I’m not from Memphis, but I’m from that era. The delirious love story at the heart of this show has always struck me as a private prelude to the epochal event, neither seen nor even intimated here but invisibly stamped, like a watermark of authenticity: the advent of Elvis Presley.

Unlike Elvis, the young white guy at the center of this story, Huey Calhoun, is not a performer. But exactly like Elvis, Huey loves the fabulous music that emanates from Beal Street on the black side of segregated Memphis.

He’s seriously wacko about it. This music whose pulse and lyrics exude life feels to Huey like the other side of the universe from the safe stuff that passes for music in white Memphis – “How Much Is That Doggy in the Window?” and anything sung by Perry Como.

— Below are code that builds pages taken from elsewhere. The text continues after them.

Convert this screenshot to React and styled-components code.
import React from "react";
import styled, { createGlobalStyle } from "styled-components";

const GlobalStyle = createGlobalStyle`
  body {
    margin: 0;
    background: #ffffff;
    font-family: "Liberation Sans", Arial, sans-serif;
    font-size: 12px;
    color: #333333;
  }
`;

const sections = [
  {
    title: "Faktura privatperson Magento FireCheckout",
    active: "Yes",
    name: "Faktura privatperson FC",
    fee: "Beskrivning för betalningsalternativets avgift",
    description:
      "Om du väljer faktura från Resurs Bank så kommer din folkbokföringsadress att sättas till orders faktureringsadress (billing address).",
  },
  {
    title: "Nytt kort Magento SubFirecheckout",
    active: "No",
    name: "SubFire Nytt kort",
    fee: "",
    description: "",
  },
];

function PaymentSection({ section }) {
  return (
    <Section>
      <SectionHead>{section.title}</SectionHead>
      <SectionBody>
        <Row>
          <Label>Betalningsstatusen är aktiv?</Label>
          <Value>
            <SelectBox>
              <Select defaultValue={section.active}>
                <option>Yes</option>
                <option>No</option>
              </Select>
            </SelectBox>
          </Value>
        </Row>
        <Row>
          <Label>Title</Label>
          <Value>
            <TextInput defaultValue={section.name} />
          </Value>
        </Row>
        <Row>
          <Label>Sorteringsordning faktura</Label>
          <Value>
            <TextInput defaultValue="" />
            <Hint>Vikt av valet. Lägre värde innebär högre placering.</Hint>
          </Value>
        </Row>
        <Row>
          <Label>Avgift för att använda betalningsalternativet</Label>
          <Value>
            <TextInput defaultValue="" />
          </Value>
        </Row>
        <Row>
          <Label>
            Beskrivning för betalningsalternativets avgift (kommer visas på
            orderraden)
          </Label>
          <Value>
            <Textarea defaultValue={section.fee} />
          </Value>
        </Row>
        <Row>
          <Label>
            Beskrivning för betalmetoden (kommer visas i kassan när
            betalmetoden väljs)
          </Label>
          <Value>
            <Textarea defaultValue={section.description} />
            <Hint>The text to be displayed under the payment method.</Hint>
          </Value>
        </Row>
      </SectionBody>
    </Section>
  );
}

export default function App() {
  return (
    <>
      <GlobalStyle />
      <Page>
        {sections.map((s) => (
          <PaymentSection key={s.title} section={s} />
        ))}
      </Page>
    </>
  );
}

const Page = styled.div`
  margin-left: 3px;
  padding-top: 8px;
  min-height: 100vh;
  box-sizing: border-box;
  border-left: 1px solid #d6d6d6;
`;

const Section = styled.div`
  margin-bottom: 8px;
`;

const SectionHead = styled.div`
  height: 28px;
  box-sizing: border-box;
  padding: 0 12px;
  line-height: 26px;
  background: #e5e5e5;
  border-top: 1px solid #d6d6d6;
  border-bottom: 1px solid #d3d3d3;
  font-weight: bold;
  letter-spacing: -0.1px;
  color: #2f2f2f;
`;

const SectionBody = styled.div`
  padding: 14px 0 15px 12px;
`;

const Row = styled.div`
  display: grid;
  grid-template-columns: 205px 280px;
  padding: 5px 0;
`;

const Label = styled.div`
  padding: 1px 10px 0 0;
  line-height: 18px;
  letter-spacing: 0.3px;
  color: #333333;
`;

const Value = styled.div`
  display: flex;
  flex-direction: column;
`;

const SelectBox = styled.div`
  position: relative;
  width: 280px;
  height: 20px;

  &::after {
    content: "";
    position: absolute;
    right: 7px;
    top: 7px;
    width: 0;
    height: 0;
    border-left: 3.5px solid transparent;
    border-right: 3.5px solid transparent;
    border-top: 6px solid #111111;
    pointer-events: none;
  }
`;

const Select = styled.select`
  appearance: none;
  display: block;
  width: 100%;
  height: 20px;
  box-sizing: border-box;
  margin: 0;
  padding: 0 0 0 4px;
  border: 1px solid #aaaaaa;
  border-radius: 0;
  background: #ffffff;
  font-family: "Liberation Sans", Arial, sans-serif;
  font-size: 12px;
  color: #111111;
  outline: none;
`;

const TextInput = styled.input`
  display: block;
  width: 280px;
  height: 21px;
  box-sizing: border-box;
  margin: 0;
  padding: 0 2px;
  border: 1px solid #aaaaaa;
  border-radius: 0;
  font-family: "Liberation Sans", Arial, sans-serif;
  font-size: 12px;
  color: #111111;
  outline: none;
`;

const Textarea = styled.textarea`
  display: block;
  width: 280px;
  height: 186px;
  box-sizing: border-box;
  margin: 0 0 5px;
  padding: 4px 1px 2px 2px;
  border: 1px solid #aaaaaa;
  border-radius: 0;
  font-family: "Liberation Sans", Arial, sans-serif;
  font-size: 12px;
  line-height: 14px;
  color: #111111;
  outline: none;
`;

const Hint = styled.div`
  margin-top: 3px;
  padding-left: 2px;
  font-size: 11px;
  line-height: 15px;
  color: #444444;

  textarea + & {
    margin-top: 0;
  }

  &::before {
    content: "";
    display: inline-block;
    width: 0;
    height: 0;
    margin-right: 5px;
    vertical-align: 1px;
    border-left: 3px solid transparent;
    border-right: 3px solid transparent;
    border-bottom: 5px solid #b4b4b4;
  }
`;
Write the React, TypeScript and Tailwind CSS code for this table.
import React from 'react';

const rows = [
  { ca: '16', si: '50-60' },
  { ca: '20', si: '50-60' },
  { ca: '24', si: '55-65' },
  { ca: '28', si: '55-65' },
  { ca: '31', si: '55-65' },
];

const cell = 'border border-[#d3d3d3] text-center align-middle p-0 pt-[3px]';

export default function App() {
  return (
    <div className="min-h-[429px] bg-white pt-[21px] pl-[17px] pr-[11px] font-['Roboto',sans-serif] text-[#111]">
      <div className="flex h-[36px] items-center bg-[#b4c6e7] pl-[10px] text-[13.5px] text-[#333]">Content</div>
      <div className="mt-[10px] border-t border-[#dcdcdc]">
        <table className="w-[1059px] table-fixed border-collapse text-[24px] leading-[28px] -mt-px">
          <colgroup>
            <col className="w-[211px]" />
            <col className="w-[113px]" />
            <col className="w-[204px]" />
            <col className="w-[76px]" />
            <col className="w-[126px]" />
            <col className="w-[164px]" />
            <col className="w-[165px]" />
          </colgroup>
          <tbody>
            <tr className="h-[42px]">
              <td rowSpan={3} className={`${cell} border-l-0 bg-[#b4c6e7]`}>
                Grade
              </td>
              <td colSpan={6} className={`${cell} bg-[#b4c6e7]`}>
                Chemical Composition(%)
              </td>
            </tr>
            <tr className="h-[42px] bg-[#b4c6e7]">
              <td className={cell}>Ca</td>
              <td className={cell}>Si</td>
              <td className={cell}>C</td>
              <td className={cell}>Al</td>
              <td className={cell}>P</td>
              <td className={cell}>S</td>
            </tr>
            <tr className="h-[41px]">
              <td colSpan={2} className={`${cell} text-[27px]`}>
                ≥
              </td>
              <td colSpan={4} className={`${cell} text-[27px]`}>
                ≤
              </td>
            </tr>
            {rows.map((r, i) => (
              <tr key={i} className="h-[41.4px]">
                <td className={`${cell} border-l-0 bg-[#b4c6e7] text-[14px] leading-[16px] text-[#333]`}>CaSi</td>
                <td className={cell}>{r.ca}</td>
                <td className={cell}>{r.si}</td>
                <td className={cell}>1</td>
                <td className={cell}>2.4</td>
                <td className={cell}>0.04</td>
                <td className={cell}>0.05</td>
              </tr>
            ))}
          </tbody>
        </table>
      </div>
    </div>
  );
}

One night Huey (the magically loopy and irrepressible Liam Quealy) crashes a black club, which brings the music to a screeching stop. Huey’s impulsive action – impulse is his life’s road map – instantly expands his consuming affection: He’s smitten by the club’s pretty featured singer, Felicia Farrell (the radiant and very accomplished Aeriel Williams). Though her bear-size brother Delray (Lorenzo Rush, Jr.) takes an immediate disliking to this white interloper, Huey convinces them all that he’s only there to absorb this great music at the source.

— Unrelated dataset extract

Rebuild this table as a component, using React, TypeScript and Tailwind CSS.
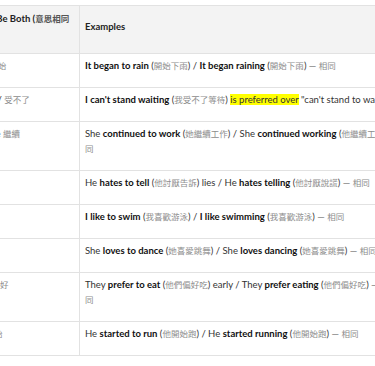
import React from 'react';

const Z = ({ children }: { children: React.ReactNode }) => (
  <span
    className="text-[#8c8c8c] text-[8.5px] leading-none font-normal"
    style={{ fontFamily: '"Noto Sans CJK TC", sans-serif' }}
  >
    {children}
  </span>
);

const B = ({ children }: { children: React.ReactNode }) => <b className="font-bold text-[#111]">{children}</b>;

const Same = ({ wrap }: { wrap?: boolean }) => (
  <>
    {' '}
    <span className="text-[#777]">—</span>{' '}
    {wrap ? (
      <>
        <Z>相</Z>
        <br />
        <Z>同</Z>
      </>
    ) : (
      <Z>相同</Z>
    )}
  </>
);

const rows: { left: React.ReactNode; ex: React.ReactNode }[] = [
  {
    left: <>begin <Z>開始</Z></>,
    ex: <><B>It began to rain</B> (<Z>開始下雨</Z>) / <B>It began raining</B> (<Z>開始下雨</Z>)<Same /></>,
  },
  {
    left: <>stand it / <Z>受不了</Z></>,
    ex: (
      <>
        <B>I can't stand waiting</B> (<Z>我受不了等待</Z>) <span className="bg-[#ffff00]">is preferred over</span> "can't stand to wait"
      </>
    ),
  },
  {
    left: <>continue <Z>繼續</Z></>,
    ex: <>She <B>continued to work</B> (<Z>她繼續工作</Z>) / She <B>continued working</B> (<Z>他繼續工作</Z>)<Same wrap /></>,
  },
  {
    left: <>hate <Z>恨</Z></>,
    ex: <>He <B>hates to tell</B> (<Z>他討厭告訴</Z>) lies / He <B>hates telling</B> (<Z>他討厭說謊</Z>)<Same /></>,
  },
  {
    left: <>like <Z>喜歡</Z></>,
    ex: <><B>I like to swim</B> (<Z>我喜歡游泳</Z>) / <B>I like swimming</B> (<Z>我喜歡游泳</Z>)<Same /></>,
  },
  {
    left: <>love <Z>愛</Z></>,
    ex: <>She <B>loves to dance</B> (<Z>她喜愛跳舞</Z>) / She <B>loves dancing</B> (<Z>她喜愛跳舞</Z>)<Same /></>,
  },
  {
    left: <>prefer <Z>偏好</Z></>,
    ex: <>They <B>prefer to eat</B> (<Z>他們偏好吃</Z>) early / They <B>prefer eating</B> (<Z>他們偏好吃</Z>)<Same wrap /></>,
  },
  {
    left: <>start <Z>開始</Z></>,
    ex: <>He <B>started to run</B> (<Z>他開始跑</Z>) / He <B>started running</B> (<Z>他開始跑</Z>)<Same /></>,
  },
];

export default function App() {
  return (
    <div
      className="w-[375px] h-[366px] overflow-hidden bg-white pt-[5px] text-[9.5px] leading-[15px] text-[#333]"
      style={{ fontFamily: 'Lato, "Noto Sans CJK TC", sans-serif' }}
    >
      <table className="table-fixed border-collapse ml-[-42px] w-[521px]">
        <colgroup>
          <col className="w-[121px]" />
          <col className="w-[400px]" />
        </colgroup>
        <thead>
          <tr className="bg-[#f3f3f3]">
            <th className="border border-[#e2e2e2] pl-[10px] pr-[5px] pt-[5px] pb-[12px] text-left align-middle font-bold text-[#222] whitespace-nowrap">
              It Can Be Both (<span className="text-[#555] text-[8.5px] leading-none">意思相同</span>
              <br />)
            </th>
            <th className="border border-[#e2e2e2] px-[5px] pt-[5px] pb-[12px] text-left align-middle font-bold text-[#222]">
              Examples
            </th>
          </tr>
        </thead>
        <tbody>
          {rows.map((r, i) => (
            <tr key={i}>
              <td className="border border-[#e2e2e2] px-[5px] pt-[4px] pb-[14px] align-top whitespace-nowrap overflow-hidden">
                {r.left}
              </td>
              <td className="border border-[#e2e2e2] px-[5px] pt-[4px] pb-[14px] align-top">{r.ex}</td>
            </tr>
          ))}
        </tbody>
      </table>
    </div>
  );
}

Meanwhile, Huey has followed another urge and crashed another scene – a radio station where the idea of playing “race” music, as black music was called by white people at the time, was unthinkable. Headlong Huey locks himself in the DJ booth and begins spinning black records. The phones start clamoring, not with complaints but with white kids calling for more, more, more. Huey’s star rises; and when he puts Felicia on the air to sing, her celebrity spreads, too.

But all this is happening nearly 70 years ago. Though the music begins to take hold, there is no place in Memphis society for the union of a white man and black woman. In fact, there’s a law against it. Even Huey’s mother (Nancy Wagner) disapproves.

Felicia tells Huey they should relocate to the North, maybe to New York, where they could live together openly. Huey won’t hear of it: By now he practically owns Memphis; His radio show is No. 1. Anyone can see that the rules will bend for him. Then some guys with baseball bats show him just how wrong he is.

The chemistry between Williams’ genuinely talented Felicia and Quealy’s hyper-energized, perpetually careening Huey is warmly convincing. Even his resistant mother can see that these two love one another. Felicia just wants to do the practical thing to make it work. But practicality isn’t in Huey’s lexicon. He’s a train wreck plunging toward inevitability. And Quealy is almost scary in Huey’s maniacal pursuit of whatever occurs to him next.

He believes the world has always perceived him as a born loser, but now he has surprised them all – and himself – by soaring to No. 1 in Memphis and making this beautiful girl his own. But Huey’s demons never let up, so he never lets up. Impulse by outrageous impulse, he finally makes the colossal mess he seems unconsciously to wish for.

“Memphis” is a tight, fast-paced show carried by crisp, purposeful dialogue. David Bryan’s high-powered musical score, rooted in gospel and soul, won three Tony Awards in 2010 for best score and lyrics, best orchestration and best musical. Porchlight’s production boasts a solid supporting cast led by James Earl Jones II’s smooth, funky and funny Bobby, a janitor who turns out to be a groovy dancer and spunky comedian. And Jacob Voight fills the bill as the long-suffering radio station owner who grudgingly allows Huey to launch his little operation over the moon.

The choir of a black church – where to everyone’s amazement a white girl shows up, inspired by Huey’s radio record play – is terrific, and so is a silky-smooth trio of men. Like Bill Morey’s costumes, the sets by Jacqueline Penrod and Richard Penrod nail the early ‘50s. “Memphis” is great mad fun, but it’s also catastrophic and in that light deeply poignant.